What is remoteness? What kinds of narratives drive its representation, creating a violent topology of the distant and disconnected? Inspired by her experience of travelling to an abandoned “non-place” during a research trip to the Lena River Delta in northern Siberia, historian of science and technology Ksenia Tatarchenko reflects on filmic dramatizations of far-off and inaccessible places, capturing the fleeting role Soviet modernity had in establishing interconnection in isolation.
Remoteness is a relative concept. Distance is its first and most obvious association—distance between locations and people. It is also a characteristic that the North and the East share when viewed from Europe—they are faraway places. Getting there is a journey, remoteness being as much an obstacle as it is an attraction, an elsewhere that we long for.
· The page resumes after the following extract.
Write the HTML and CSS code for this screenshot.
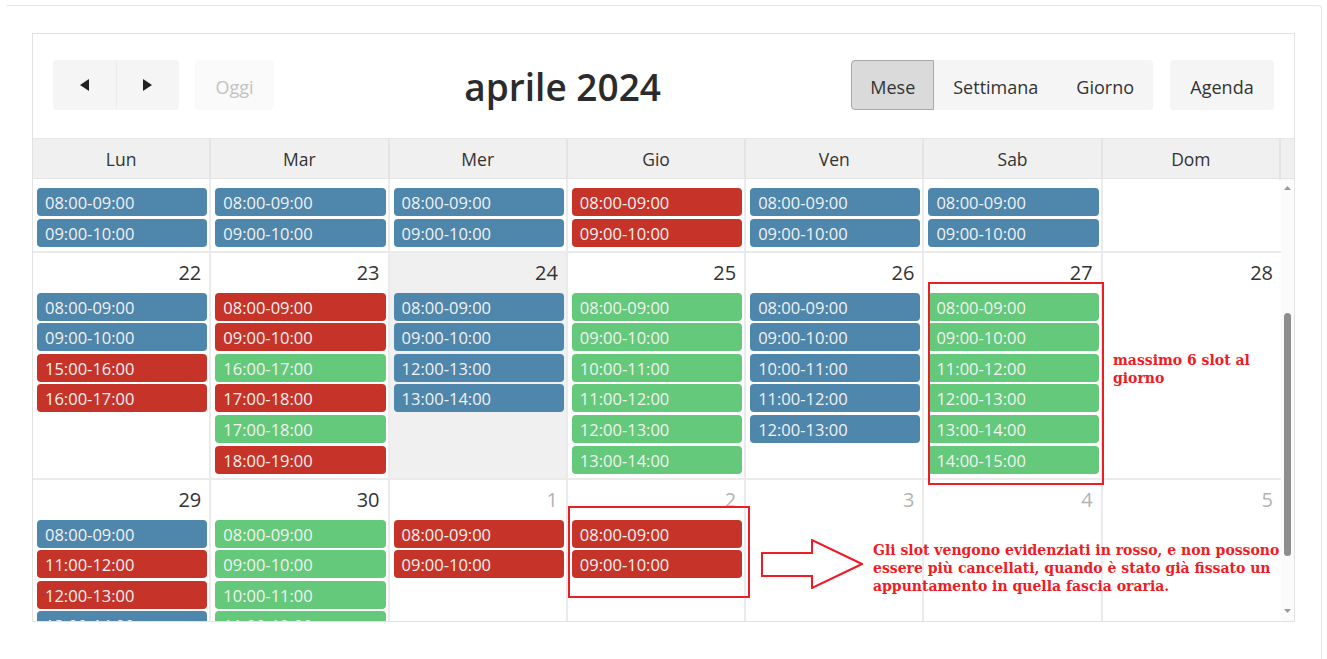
FILE: index.html
```html
<!DOCTYPE html>
<html lang="it">
<head>
<meta charset="utf-8">
<title>Calendario slot</title>
<link rel="stylesheet" href="styles.css">
</head>
<body>
<div class="card">
  <div class="calendar">
    <div class="toolbar">
      <div class="tb-side">
        <div class="btn-group">
          <button class="btn btn-icon" aria-label="Precedente">
            <svg width="9" height="12" viewBox="0 0 9 12"><polygon points="9,0 9,12 0,6" fill="#222"/></svg>
          </button>
          <button class="btn btn-icon" aria-label="Successivo">
            <svg width="9" height="12" viewBox="0 0 9 12"><polygon points="0,0 0,12 9,6" fill="#222"/></svg>
          </button>
        </div>
        <button class="btn btn-disabled">Oggi</button>
      </div>
      <h2 class="title">aprile 2024</h2>
      <div class="tb-side">
        <div class="btn-group">
          <button class="btn btn-active">Mese</button>
          <button class="btn">Settimana</button>
          <button class="btn">Giorno</button>
        </div>
        <button class="btn btn-agenda">Agenda</button>
      </div>
    </div>

    <div class="head">
      <div class="head-cell">Lun</div>
      <div class="head-cell">Mar</div>
      <div class="head-cell">Mer</div>
      <div class="head-cell">Gio</div>
      <div class="head-cell">Ven</div>
      <div class="head-cell">Sab</div>
      <div class="head-cell">Dom</div>
      <div class="head-gutter"></div>
    </div>

    <div class="body">
      <div class="viewport">
        <div class="weeks">
          <!-- 15 - 21 aprile -->
          <div class="week">
            <div class="day"><div class="num">15</div><div class="evs">
              <div class="ev blue">08:00-09:00</div><div class="ev blue">09:00-10:00</div></div></div>
            <div class="day"><div class="num">16</div><div class="evs">
              <div class="ev blue">08:00-09:00</div><div class="ev blue">09:00-10:00</div></div></div>
            <div class="day"><div class="num">17</div><div class="evs">
              <div class="ev blue">08:00-09:00</div><div class="ev blue">09:00-10:00</div></div></div>
            <div class="day"><div class="num">18</div><div class="evs">
              <div class="ev red">08:00-09:00</div><div class="ev red">09:00-10:00</div></div></div>
            <div class="day"><div class="num">19</div><div class="evs">
              <div class="ev blue">08:00-09:00</div><div class="ev blue">09:00-10:00</div></div></div>
            <div class="day"><div class="num">20</div><div class="evs">
              <div class="ev blue">08:00-09:00</div><div class="ev blue">09:00-10:00</div></div></div>
            <div class="day"><div class="num">21</div><div class="evs"></div></div>
          </div>

          <!-- 22 - 28 aprile -->
          <div class="week">
            <div class="day"><div class="num">22</div><div class="evs">
              <div class="ev blue">08:00-09:00</div>
              <div class="ev blue">09:00-10:00</div>
              <div class="ev red">15:00-16:00</div>
              <div class="ev red">16:00-17:00</div></div></div>
            <div class="day"><div class="num">23</div><div class="evs">
              <div class="ev red">08:00-09:00</div>
              <div class="ev red">09:00-10:00</div>
              <div class="ev green">16:00-17:00</div>
              <div class="ev red">17:00-18:00</div>
              <div class="ev green">17:00-18:00</div>
              <div class="ev red">18:00-19:00</div></div></div>
            <div class="day today"><div class="num">24</div><div class="evs">
              <div class="ev blue">08:00-09:00</div>
              <div class="ev blue">09:00-10:00</div>
              <div class="ev blue">12:00-13:00</div>
              <div class="ev blue">13:00-14:00</div></div></div>
            <div class="day"><div class="num">25</div><div class="evs">
              <div class="ev green">08:00-09:00</div>
              <div class="ev green">09:00-10:00</div>
              <div class="ev green">10:00-11:00</div>
              <div class="ev green">11:00-12:00</div>
              <div class="ev green">12:00-13:00</div>
              <div class="ev green">13:00-14:00</div></div></div>
            <div class="day"><div class="num">26</div><div class="evs">
              <div class="ev blue">08:00-09:00</div>
              <div class="ev blue">09:00-10:00</div>
              <div class="ev blue">10:00-11:00</div>
              <div class="ev blue">11:00-12:00</div>
              <div class="ev blue">12:00-13:00</div></div></div>
            <div class="day"><div class="num">27</div><div class="evs">
              <div class="ev green">08:00-09:00</div>
              <div class="ev green">09:00-10:00</div>
              <div class="ev green">11:00-12:00</div>
              <div class="ev green">12:00-13:00</div>
              <div class="ev green">13:00-14:00</div>
              <div class="ev green">14:00-15:00</div></div></div>
            <div class="day"><div class="num">28</div><div class="evs"></div></div>
          </div>

          <!-- 29 aprile - 5 maggio -->
          <div class="week">
            <div class="day"><div class="num">29</div><div class="evs">
              <div class="ev blue">08:00-09:00</div>
              <div class="ev red">11:00-12:00</div>
              <div class="ev red">12:00-13:00</div>
              <div class="ev blue">13:00-14:00</div></div></div>
            <div class="day"><div class="num">30</div><div class="evs">
              <div class="ev green">08:00-09:00</div>
              <div class="ev green">09:00-10:00</div>
              <div class="ev green">10:00-11:00</div>
              <div class="ev green">11:00-12:00</div></div></div>
            <div class="day"><div class="num other">1</div><div class="evs">
              <div class="ev red">08:00-09:00</div>
              <div class="ev red">09:00-10:00</div></div></div>
            <div class="day"><div class="num other">2</div><div class="evs">
              <div class="ev red">08:00-09:00</div>
              <div class="ev red">09:00-10:00</div></div></div>
            <div class="day"><div class="num other">3</div><div class="evs"></div></div>
            <div class="day"><div class="num other">4</div><div class="evs"></div></div>
            <div class="day"><div class="num other">5</div><div class="evs"></div></div>
          </div>
        </div>
      </div>
      <div class="scrollbar">
        <svg class="sb-arrow sb-up" width="7" height="4" viewBox="0 0 7 4"><polygon points="0,4 7,4 3.5,0" fill="#9a9a9a"/></svg>
        <div class="sb-thumb"></div>
        <svg class="sb-arrow sb-down" width="7" height="4" viewBox="0 0 7 4"><polygon points="0,0 7,0 3.5,4" fill="#9a9a9a"/></svg>
      </div>
    </div>

    <!-- note sovrapposte al calendario -->
    <div class="mark-box box-sat"></div>
    <div class="mark-box box-thu"></div>
    <svg class="mark-arrow" width="102" height="50" viewBox="0 0 102 50">
      <polygon points="1,14 51,14 51,1 101,25 51,49 51,37 1,37" fill="#fff" stroke="#ee1c25" stroke-width="2"/>
    </svg>
    <p class="note note-max">massimo 6 slot al<br>giorno</p>
    <p class="note note-red">Gli slot vengono evidenziati in rosso, e non possono<br>essere più cancellati, quando è stato già fissato un<br>appuntamento in quella fascia oraria.</p>
  </div>
</div>
</body>
</html>
```

FILE: styles.css
```css
* {
  box-sizing: border-box;
  margin: 0;
  padding: 0;
}

html, body {
  background: #fff;
  overflow: hidden;
}

body {
  font-family: "Open Sans", "Noto Sans", sans-serif;
  color: #333;
}

/* outer panel */
.card {
  margin: 5px 0 0 7px;
  width: 1315px;
  height: 660px;
  border-top: 1px solid #e6e6e6;
  border-right: 1px solid #e6e6e6;
  border-top-right-radius: 4px;
  padding: 27px 0 0 25px;
}

.calendar {
  position: relative;
  width: 1263px;
  border: 1px solid #e2e2e2;
  background: #fff;
}

/* toolbar */
.toolbar {
  display: flex;
  align-items: center;
  justify-content: space-between;
  height: 104px;
  padding: 0 20px 2px;
}

.tb-side {
  display: flex;
  gap: 16px;
}

.tb-side + .title + .tb-side {
  gap: 17px;
}

.btn-group {
  display: flex;
}

.btn {
  height: 50px;
  padding: 3px 18px 0;
  border: 1px solid transparent;
  border-radius: 4px;
  background: #f5f5f5;
  color: #333;
  font-family: "Open Sans", "Noto Sans", sans-serif;
  font-size: 18px;
  line-height: 44px;
  display: flex;
  align-items: center;
  justify-content: center;
}

.btn-group .btn:not(:first-child) {
  border-top-left-radius: 0;
  border-bottom-left-radius: 0;
}

.btn-group .btn:not(:last-child) {
  border-top-right-radius: 0;
  border-bottom-right-radius: 0;
}

.btn-icon {
  width: 63px;
  padding: 0;
}

.btn-icon + .btn-icon {
  border-left-color: #ececec;
}

.btn-disabled {
  width: 79px;
  padding: 3px 0 0;
  background: #fafafa;
  color: #c2c2c2;
}

.btn-active {
  width: 83px;
  padding: 3px 0 0;
  background: #dadada;
  border-color: #a8a8a8;
  border-radius: 4px;
}

.btn-agenda {
  width: 104px;
  padding: 3px 0 0;
}

.title {
  height: 50px;
  font-size: 37px;
  font-weight: 600;
  line-height: 54px;
  color: #2b2b2b;
}

/* weekday header */
.head {
  display: grid;
  grid-template-columns: repeat(7, 1fr) 13px;
  height: 41px;
  background: #f0f0f0;
  border-top: 1px solid #e8e8e8;
  border-bottom: 1px solid #e4e4e4;
}

.head-cell {
  border-right: 2px solid #e4e4e4;
  text-align: center;
  font-size: 17.5px;
  line-height: 41px;
  color: #333;
}

/* scrolling month body */
.body {
  display: flex;
  height: 442px;
}

.viewport {
  flex: 1;
  overflow: hidden;
}

.weeks {
  margin-top: -31px;
}

.week {
  display: grid;
  grid-template-columns: repeat(7, 1fr);
  border-bottom: 2px solid #ebebeb;
}

.day {
  border-right: 2px solid #ebebeb;
}

.day:last-child {
  border-right: none;
}

.day.today {
  background: #f0f0f0;
}

.num {
  height: 40px;
  padding: 6px 8px 0 0;
  text-align: right;
  font-size: 20px;
  line-height: 27px;
  color: #333;
}

.num.other {
  color: #b3b3b3;
}

.evs {
  display: flex;
  flex-direction: column;
  gap: 2.6px;
  padding: 0 2px 4px 4px;
}

.ev {
  height: 28px;
  padding-left: 8px;
  border-radius: 4px;
  font-size: 16.5px;
  line-height: 30px;
  color: #f2f2f2;
  white-space: nowrap;
  overflow: hidden;
}

.ev.blue { background: #4f86ab; }
.ev.red { background: #c63429; }
.ev.green { background: #64c97a; }

/* scrollbar gutter */
.scrollbar {
  width: 13px;
  display: flex;
  flex-direction: column;
  align-items: center;
  background: #fbfbfb;
}

.sb-up {
  margin-top: 7px;
}

.sb-thumb {
  width: 7px;
  height: 243px;
  margin-top: 123px;
  border-radius: 4px;
  background: #8e8e8e;
}

.sb-down {
  margin-top: 53px;
}

/* overlaid annotations */
.mark-box {
  position: absolute;
  border: 2px solid #ee1c25;
}

.box-sat {
  left: 895px;
  top: 248px;
  width: 176px;
  height: 203px;
}

.box-thu {
  left: 535px;
  top: 472px;
  width: 182px;
  height: 92px;
}

.mark-arrow {
  position: absolute;
  left: 728px;
  top: 505px;
}

.note {
  position: absolute;
  font-family: "DejaVu Serif", "Liberation Serif", serif;
  font-weight: bold;
  font-size: 14px;
  color: #ee1c25;
  white-space: nowrap;
}

.note-max {
  left: 1080px;
  top: 317px;
  line-height: 18px;
}

.note-red {
  left: 840px;
  top: 507px;
  line-height: 18px;
}
```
There aren’t many places in the North and in the East that fit this notion better than Tiksi, one of the main ports of the Russian Arctic, situated near the delta of the Lena River on the shore of the Laptev Sea. Flying is the main means of traveling to the town, which was created as part of the infrastructure for the Soviet Northern Sea Route in the 1930s. My own experience of traveling to Tiksi supports the widely acknowledged fact that while technologies can shrink distances, they also partake in recreating sites of remoteness. To get a few Swiss students studying climate change on a Tiksi-bound plane is to experience remoteness as aloof and unfriendly. Crossing the Russian Border Security Zone involves additional paperwork, scientific instruments require special permissions, and even booking plane tickets is a challenge, as the banks block the online transactions of small Russian aviation companies. In the summer of 2017, I spent one month at the research station on the island of Samoylov in the Lena River Delta (72°22’ N, 126°29’ E), some 100 kilometers west of Tiksi, heading the group of students from the École polytechnique fédérale de Lausanne who took part in the international research expedition My experience of remoteness in the two senses mentioned above, as obstacle and attraction, provides a stepping stone to reflect on two other aspects of the concept:
I am convinced that considering these different aspects of remoteness is helpful for conceptualizing a distinct Soviet version of modernity. Neither the task of grasping Russia’s Arctic ambitions today nor a truly global environmental history can do away with the Soviet legacy in these regions. The reasons are many. The geographical arguments based on the sheer size of the Russian Arctic and the genealogical connections between past and present Arctic infrastructures, such as the Baikal-Amur Mainline (BAM) and the Northern Sea Route, are certainly crucial, but they are out of the scope of this essay A less obvious but no less powerful argument goes beyond regional logic and rests instead on the very questions that we ask today about the politics of human-nature relations. The Soviet past takes on a new significance when reconsidered in dialogue with recent polar scholarship that argues against Arctic and Antarctic exceptionalism under the banners of the “post-polar” and the “New Arctic.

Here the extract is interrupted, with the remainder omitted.